Мы выслушали его доклад в ледяном молчании; затем все как один шумно, нарочно стуча сапогами, спустились по главной лестнице на первый этаж; этим мы выражали протест против того, как этот советский профессор осветил факты, явно полагая, что и мы несем за них личную ответственность.
И вот теперь снова та же проблема: возвращение офицеров на действительную военную службу. Да, верно: мы возвращались не в какую-то неизвестную армию, а именно в вермахт; мы отдали в распоряжение Гитлера свои военные знания и опыт, а сделали мы это тогда, когда каждому должно было уже быть ясно, куда ведет политический курс Гитлера.

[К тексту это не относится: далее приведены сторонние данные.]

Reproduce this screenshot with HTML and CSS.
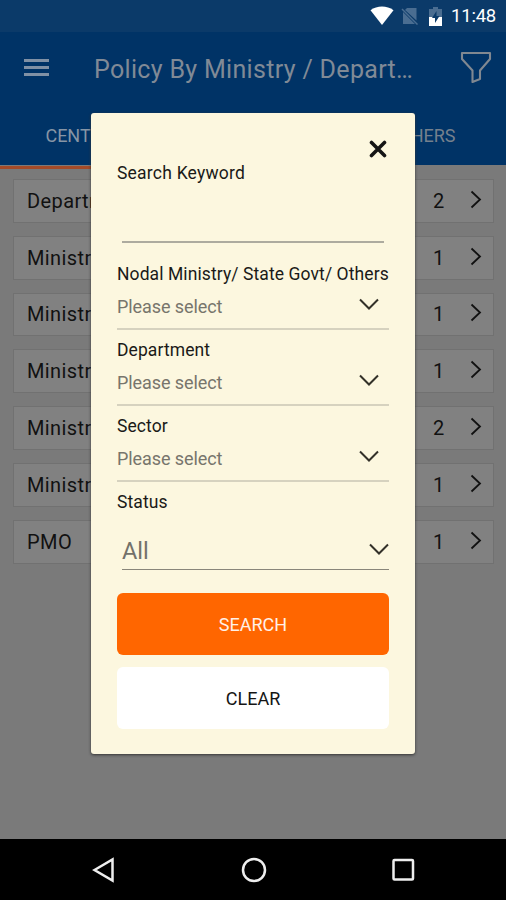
FILE: index.html
```html
<!DOCTYPE html>
<html lang="en">
<head>
<meta charset="utf-8">
<title>Policy By Ministry / Department</title>
<link rel="stylesheet" href="styles.css">
</head>
<body>
<div class="screen">
  <div class="status-bar">
    <svg class="wifi" width="24" height="20" viewBox="0 0 24 20"><path d="M.5 4.200C7-.7 17-.7 23.500 4.200L12 19z" fill="#fff"/></svg>
    <svg class="sim" width="18" height="18" viewBox="0 0 18 18"><path d="M6 1h9.500v12.500L4 3zM2 5l12 12H2z" fill="#4a6d91"/><path d="M1 2l15.500 15.500" stroke="#4a6d91" stroke-width="1.500"/></svg>
    <svg class="battery" width="13" height="19" viewBox="0 0 13 19"><path d="M4 0h5v2h4v17H0V2h4z" fill="#4a6d91"/><path d="M0 10h13v9H0z" fill="#fff"/><path d="M7.500 4L3 11h3v5l4.500-7h-3z" fill="#0b3a69"/></svg>
    <span class="time">11:48</span>
  </div>
  <header class="app-bar">
    <svg class="menu" width="25" height="18" viewBox="0 0 25 18"><path d="M0 1.500h25M0 8.500h25M0 15.500h25" stroke="#8091a5" stroke-width="3"/></svg>
    <h1 class="title">Policy By Ministry / Depart…</h1>
    <svg class="filter" width="32" height="33" viewBox="0 0 32 33"><path d="M2 2h28v6L20 19.500v8.500L12.500 31V19.500L2 8z" fill="none" stroke="#808891" stroke-width="2.100" stroke-linejoin="round"/></svg>
  </header>
  <nav class="tabs">
    <span class="tab tab-active">CENTRAL</span>
    <span class="tab">STATE</span>
    <span class="tab">OTHERS</span>
  </nav>
  <main class="list">
    <div class="row"><span class="name">Department</span><span class="count">2</span><svg class="next" width="12" height="19" viewBox="0 0 12 19"><path d="M1.500 1.500l8.500 8-8.500 8"/></svg></div>
    <div class="row"><span class="name">Ministry</span><span class="count">1</span><svg class="next" width="12" height="19" viewBox="0 0 12 19"><path d="M1.500 1.500l8.500 8-8.500 8"/></svg></div>
    <div class="row"><span class="name">Ministry</span><span class="count">1</span><svg class="next" width="12" height="19" viewBox="0 0 12 19"><path d="M1.500 1.500l8.500 8-8.500 8"/></svg></div>
    <div class="row"><span class="name">Ministry</span><span class="count">1</span><svg class="next" width="12" height="19" viewBox="0 0 12 19"><path d="M1.500 1.500l8.500 8-8.500 8"/></svg></div>
    <div class="row"><span class="name">Ministry</span><span class="count">2</span><svg class="next" width="12" height="19" viewBox="0 0 12 19"><path d="M1.500 1.500l8.500 8-8.500 8"/></svg></div>
    <div class="row"><span class="name">Ministry</span><span class="count">1</span><svg class="next" width="12" height="19" viewBox="0 0 12 19"><path d="M1.500 1.500l8.500 8-8.500 8"/></svg></div>
    <div class="row"><span class="name">PMO</span><span class="count">1</span><svg class="next" width="12" height="19" viewBox="0 0 12 19"><path d="M1.500 1.500l8.500 8-8.500 8"/></svg></div>
  </main>
  <footer class="nav-bar">
    <svg width="24" height="26" viewBox="0 0 24 26"><path d="M2.500 13L20.500 2.500v21z"/></svg>
    <svg width="26" height="26" viewBox="0 0 26 26"><circle cx="13" cy="13" r="11"/></svg>
    <svg width="24" height="26" viewBox="0 0 24 26"><rect x="2.500" y="3" width="19.500" height="19.500" rx="1"/></svg>
  </footer>
  <section class="dialog">
    <div class="close-row"><svg class="close" width="18" height="18" viewBox="0 0 18 18"><path d="M2.500 2.500l13 13M15.500 2.500l-13 13"/></svg></div>
    <div class="field keyword"><span class="label wide">Search Keyword</span></div>
    <div class="field"><span class="label">Nodal Ministry/ State Govt/ Others</span><div class="select"><span>Please select</span><svg class="down" width="20" height="13" viewBox="0 0 20 13"><path d="M1 1.500l9 9 9-9"/></svg></div></div>
    <div class="field"><span class="label">Department</span><div class="select"><span>Please select</span><svg class="down" width="20" height="13" viewBox="0 0 20 13"><path d="M1 1.500l9 9 9-9"/></svg></div></div>
    <div class="field"><span class="label">Sector</span><div class="select"><span>Please select</span><svg class="down" width="20" height="13" viewBox="0 0 20 13"><path d="M1 1.500l9 9 9-9"/></svg></div></div>
    <div class="field status"><span class="label">Status</span><div class="picker"><span>All</span><svg class="down" width="20" height="13" viewBox="0 0 20 13"><path d="M1 1.500l9 9 9-9"/></svg></div></div>
    <div class="button search">SEARCH</div>
    <div class="button clear">CLEAR</div>
  </section>
</div>
</body>
</html>
```
FILE: styles.css
```css
* { box-sizing: border-box; }
body { margin: 0; font-family: Roboto, "Liberation Sans", sans-serif; }
svg { display: block; flex: none; }
.screen { position: relative; width: 506px; height: 900px; background: #7a7a7a; overflow: hidden; display: flex; flex-direction: column; }
.status-bar { height: 32px; background: #0b3a69; display: flex; align-items: center; justify-content: flex-end; padding-right: 10px; color: #fff; }
.sim { margin-left: 7px; }
.battery { margin-left: 10px; }
.time { margin-left: 9px; font-size: 18.500px; line-height: 34px; width: 45px; white-space: nowrap; letter-spacing: -.2px; }
.app-bar { height: 73px; background: #003366; display: flex; align-items: center; padding: 0 14px 2px 24px; }
.title { margin: 4px 0 0 45px; flex: 1; font-size: 25px; font-weight: 400; color: #808a96; line-height: 32px; white-space: nowrap; letter-spacing: .32px; }
.tabs { height: 60px; background: #003366; display: grid; grid-template-columns: repeat(3, 1fr); color: #75808d; font-size: 18px; line-height: 61px; text-align: center; }
.tab-active { color: #8795a5; border-bottom: 3px solid #a44b28; }
.list { flex: 1; padding: 14px 12px 14px 13px; display: flex; flex-direction: column; gap: 13px; }
.row { height: 43.800px; flex: none; display: flex; align-items: center; padding: 0 11px 0 13px; background: #818181; border: 1px solid #717171; color: #111; font-size: 20px; }
.name { flex: 1; letter-spacing: .4px; }
.count { width: 12px; }
.next { margin-left: 25px; margin-top: -3px; fill: none; stroke: #111; stroke-width: 1.800; }
.nav-bar { height: 61px; background: #000; display: flex; justify-content: space-between; align-items: center; padding: 0 91px 0 92px; }
.nav-bar svg { fill: none; stroke: #eee; stroke-width: 2.500; }
.dialog { position: absolute; left: 91px; top: 113px; width: 324px; height: 641px; background: #fcf7df; border-radius: 3px; box-shadow: 0 1px 3px #333; padding: 27px 26px 0; }
.close-row { height: 21px; display: flex; justify-content: flex-end; padding-right: 2px; }
.close { stroke: #151515; stroke-width: 3.600; stroke-linecap: round; }
.field { height: 76px; }
.label { display: block; line-height: 23px; font-size: 17.500px; letter-spacing: .09px; color: #1a1a18; white-space: nowrap; }
.wide { letter-spacing: .22px; line-height: 24px; }
.keyword { height: 102px; display: flex; flex-direction: column; }
.keyword::after { content: ""; height: 2px; background: #adab9f; margin: 56px 5px 0; }
.select { height: 44px; border-bottom: 2px solid #d6d2bf; display: flex; justify-content: space-between; align-items: center; padding: 0 10px 2px 0; font-size: 18px; letter-spacing: -.08px; color: #77756c; }
.down { fill: none; stroke: #333129; stroke-width: 2; margin-top: -3px; }
.status { height: 102px; }
.picker { margin: 16px 0 0 5px; height: 40px; border-bottom: 1px solid #89867a; display: flex; align-items: center; justify-content: space-between; font-size: 23.500px; color: #73716a; padding-top: 3px; }
.button { height: 62px; border-radius: 6px; display: flex; align-items: center; justify-content: center; font-size: 18px; }
.search { background: #ff6600; color: #fff0e8; }
.clear { background: #fff; color: #151515; margin-top: 12px; }
```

Почему? Как же теперь, за несколько минут, распутать этот клубок причин? Мы вернулись в армию, потому что в конце концов нужно было обеспечить средства к существованию наших семей; многие придерживались и такого мнения, что кто-нибудь должен быть на своем посту, чтобы и в этой новой армии оберегать традиции; нельзя же было все передать в распоряжение Гитлера, штурмовиков и банды эсэсовцев… Что же, собственно, нам было тогда известно и о чем мы узнали лишь позднее? Что именно мы хотели знать и чего старались не замечать? Как я вообще понимал в прошлом «политический курс Гитлера», эту формулу «покончим с унижением Германии, долой позор Версаля»? А как я объяснял массовые преследования евреев? Как «крайности», последствия которых надо бы сгладить, но это, мол, «борьба против коммуны»… И вот теперь я был на положении военнопленного, лицом к лицу с «человеком из коммуны». Этот коммунист поставил вопрос о нашем мышлении в двух планах; поясняя свою мысль, он подчеркнул: в 1934-1935 годах большинство офицеров добровольно вернулись на действительную военную службу. По существу, его слова не отличались от предостережения, сделанного мне отцом: возвращаясь на действительную военную службу, я оказываюсь в одной компании с эсэсовцами.